[WHAT THE EXERCISE ASKS] Find the lines containing the word "this" and copy every one of them.

[TASK INPUTS]
══════════════════════════════
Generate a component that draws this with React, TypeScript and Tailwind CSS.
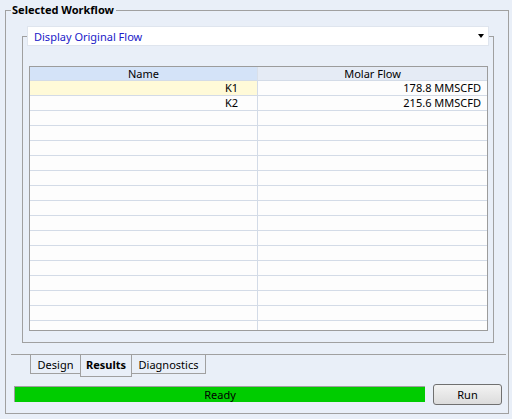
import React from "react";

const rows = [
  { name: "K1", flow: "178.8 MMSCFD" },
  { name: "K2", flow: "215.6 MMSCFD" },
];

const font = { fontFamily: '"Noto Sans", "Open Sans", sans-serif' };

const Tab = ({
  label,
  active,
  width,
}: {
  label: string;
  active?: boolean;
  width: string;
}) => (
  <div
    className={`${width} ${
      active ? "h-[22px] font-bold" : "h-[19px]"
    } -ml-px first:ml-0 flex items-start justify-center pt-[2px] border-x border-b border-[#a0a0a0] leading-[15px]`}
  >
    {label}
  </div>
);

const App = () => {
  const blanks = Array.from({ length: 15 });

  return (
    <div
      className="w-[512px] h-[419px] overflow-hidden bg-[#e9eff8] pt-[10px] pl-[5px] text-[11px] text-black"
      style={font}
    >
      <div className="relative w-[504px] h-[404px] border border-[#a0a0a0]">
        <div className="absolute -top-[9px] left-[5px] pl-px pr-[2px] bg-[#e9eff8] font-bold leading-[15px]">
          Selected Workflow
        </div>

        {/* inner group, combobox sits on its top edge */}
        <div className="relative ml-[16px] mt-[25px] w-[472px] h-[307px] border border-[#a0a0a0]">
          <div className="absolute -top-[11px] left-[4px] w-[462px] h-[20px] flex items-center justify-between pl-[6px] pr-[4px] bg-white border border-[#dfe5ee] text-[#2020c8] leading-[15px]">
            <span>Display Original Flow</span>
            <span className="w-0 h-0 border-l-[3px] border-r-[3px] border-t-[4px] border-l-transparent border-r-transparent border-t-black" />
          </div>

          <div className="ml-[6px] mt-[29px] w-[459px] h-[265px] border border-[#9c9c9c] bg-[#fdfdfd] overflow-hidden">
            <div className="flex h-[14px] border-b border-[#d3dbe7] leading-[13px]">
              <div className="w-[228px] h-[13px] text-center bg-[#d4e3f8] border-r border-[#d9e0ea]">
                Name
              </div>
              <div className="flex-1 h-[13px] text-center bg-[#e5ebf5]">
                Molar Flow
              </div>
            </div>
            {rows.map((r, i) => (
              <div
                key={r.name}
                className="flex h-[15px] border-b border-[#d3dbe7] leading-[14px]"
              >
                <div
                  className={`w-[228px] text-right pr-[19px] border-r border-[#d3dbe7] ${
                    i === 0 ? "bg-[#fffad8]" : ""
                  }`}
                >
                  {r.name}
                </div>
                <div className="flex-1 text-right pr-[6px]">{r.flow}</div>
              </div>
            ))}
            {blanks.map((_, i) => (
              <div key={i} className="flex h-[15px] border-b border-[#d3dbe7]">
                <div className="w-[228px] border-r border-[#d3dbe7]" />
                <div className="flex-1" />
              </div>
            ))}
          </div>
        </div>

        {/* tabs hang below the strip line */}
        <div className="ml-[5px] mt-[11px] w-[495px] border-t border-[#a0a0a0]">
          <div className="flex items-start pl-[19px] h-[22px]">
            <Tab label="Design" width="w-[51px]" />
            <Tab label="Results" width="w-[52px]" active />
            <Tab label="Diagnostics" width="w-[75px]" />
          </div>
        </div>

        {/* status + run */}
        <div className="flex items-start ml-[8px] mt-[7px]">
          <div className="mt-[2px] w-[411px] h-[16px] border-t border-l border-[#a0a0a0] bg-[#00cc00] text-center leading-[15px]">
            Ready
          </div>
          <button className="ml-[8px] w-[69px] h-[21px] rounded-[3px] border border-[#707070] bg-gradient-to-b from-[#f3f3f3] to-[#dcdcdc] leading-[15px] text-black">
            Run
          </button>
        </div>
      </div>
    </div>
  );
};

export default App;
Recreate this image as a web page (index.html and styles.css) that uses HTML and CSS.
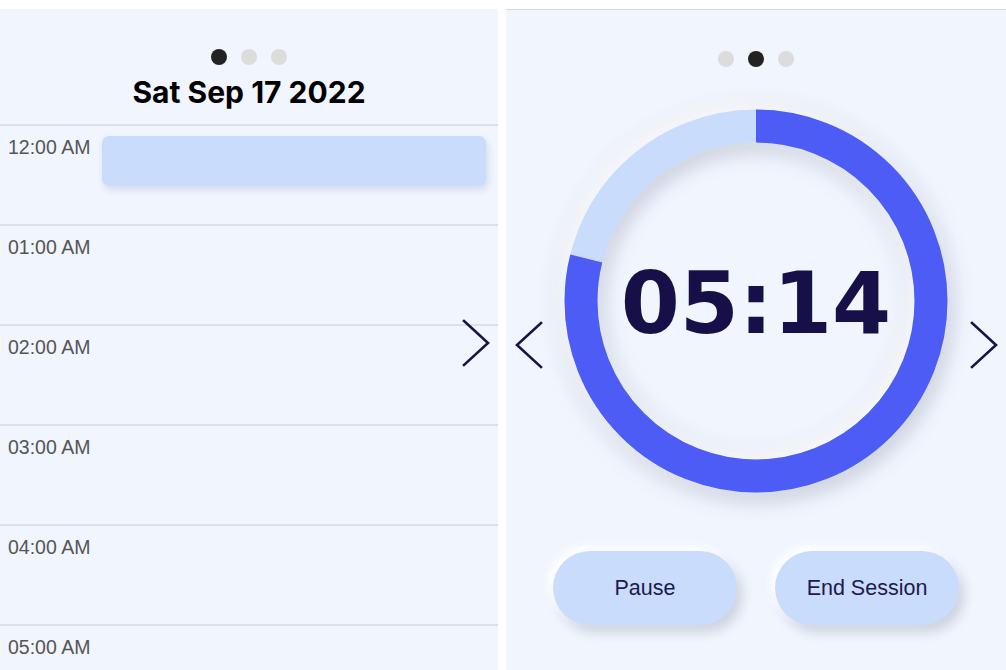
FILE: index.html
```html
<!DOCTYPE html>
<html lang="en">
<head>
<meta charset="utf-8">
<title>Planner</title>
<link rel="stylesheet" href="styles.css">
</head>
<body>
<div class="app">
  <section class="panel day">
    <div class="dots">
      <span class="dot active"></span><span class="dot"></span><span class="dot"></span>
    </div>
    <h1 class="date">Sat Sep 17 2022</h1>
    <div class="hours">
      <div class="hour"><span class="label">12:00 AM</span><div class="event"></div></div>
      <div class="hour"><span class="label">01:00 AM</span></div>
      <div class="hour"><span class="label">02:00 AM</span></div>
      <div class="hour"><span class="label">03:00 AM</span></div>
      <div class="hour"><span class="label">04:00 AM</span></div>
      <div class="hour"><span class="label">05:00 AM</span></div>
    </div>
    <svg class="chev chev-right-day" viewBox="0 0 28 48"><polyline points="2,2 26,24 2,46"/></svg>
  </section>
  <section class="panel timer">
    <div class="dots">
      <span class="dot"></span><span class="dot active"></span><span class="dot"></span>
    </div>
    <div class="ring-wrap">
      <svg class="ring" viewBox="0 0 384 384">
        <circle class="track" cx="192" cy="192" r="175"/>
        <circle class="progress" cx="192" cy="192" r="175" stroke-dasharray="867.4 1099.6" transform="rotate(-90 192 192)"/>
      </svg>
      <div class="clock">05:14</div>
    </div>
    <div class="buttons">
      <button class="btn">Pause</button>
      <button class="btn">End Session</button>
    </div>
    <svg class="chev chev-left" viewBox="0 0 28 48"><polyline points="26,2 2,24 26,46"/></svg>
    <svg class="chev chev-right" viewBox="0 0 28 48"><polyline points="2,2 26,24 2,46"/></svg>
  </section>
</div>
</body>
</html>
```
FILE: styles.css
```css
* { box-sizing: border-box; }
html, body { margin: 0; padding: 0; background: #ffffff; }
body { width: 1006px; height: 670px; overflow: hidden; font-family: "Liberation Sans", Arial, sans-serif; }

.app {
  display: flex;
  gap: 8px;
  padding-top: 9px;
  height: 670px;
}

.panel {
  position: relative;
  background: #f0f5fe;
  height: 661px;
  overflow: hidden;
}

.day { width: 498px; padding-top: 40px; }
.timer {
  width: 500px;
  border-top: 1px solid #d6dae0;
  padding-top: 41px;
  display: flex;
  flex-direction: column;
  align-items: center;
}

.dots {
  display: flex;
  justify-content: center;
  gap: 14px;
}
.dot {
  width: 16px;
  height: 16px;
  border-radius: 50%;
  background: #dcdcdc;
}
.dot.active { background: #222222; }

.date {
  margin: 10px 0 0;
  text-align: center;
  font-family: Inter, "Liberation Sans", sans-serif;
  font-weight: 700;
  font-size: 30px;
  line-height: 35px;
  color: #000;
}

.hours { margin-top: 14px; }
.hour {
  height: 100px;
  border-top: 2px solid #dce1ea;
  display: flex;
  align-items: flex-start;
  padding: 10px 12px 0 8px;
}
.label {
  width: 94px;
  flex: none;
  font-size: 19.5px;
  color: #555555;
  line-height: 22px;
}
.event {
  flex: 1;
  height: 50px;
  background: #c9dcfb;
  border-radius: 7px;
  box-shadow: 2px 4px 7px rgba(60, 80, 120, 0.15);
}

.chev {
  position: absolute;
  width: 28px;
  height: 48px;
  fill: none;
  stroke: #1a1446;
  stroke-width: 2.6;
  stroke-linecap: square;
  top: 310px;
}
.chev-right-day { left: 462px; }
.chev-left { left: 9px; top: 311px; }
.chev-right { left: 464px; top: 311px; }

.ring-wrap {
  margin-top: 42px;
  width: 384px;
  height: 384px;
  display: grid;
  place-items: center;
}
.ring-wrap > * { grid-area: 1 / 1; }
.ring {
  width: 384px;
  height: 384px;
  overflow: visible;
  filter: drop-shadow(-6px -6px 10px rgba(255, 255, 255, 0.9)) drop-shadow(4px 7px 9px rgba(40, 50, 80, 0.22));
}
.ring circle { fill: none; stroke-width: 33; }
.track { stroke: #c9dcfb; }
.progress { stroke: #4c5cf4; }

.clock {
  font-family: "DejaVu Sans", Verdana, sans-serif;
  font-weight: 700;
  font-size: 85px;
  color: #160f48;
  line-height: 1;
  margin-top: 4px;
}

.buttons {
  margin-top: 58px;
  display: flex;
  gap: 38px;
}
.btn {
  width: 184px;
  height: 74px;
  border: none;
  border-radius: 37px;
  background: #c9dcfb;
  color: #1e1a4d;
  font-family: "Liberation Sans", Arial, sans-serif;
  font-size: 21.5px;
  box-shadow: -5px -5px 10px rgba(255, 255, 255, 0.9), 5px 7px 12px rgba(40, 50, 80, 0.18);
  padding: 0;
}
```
══════════════════════════════
[RESPONSE TO THE TASK]
Generate a component that draws this with React, TypeScript and Tailwind CSS.
Recreate this image as a web page (index.html and styles.css) that uses HTML and CSS.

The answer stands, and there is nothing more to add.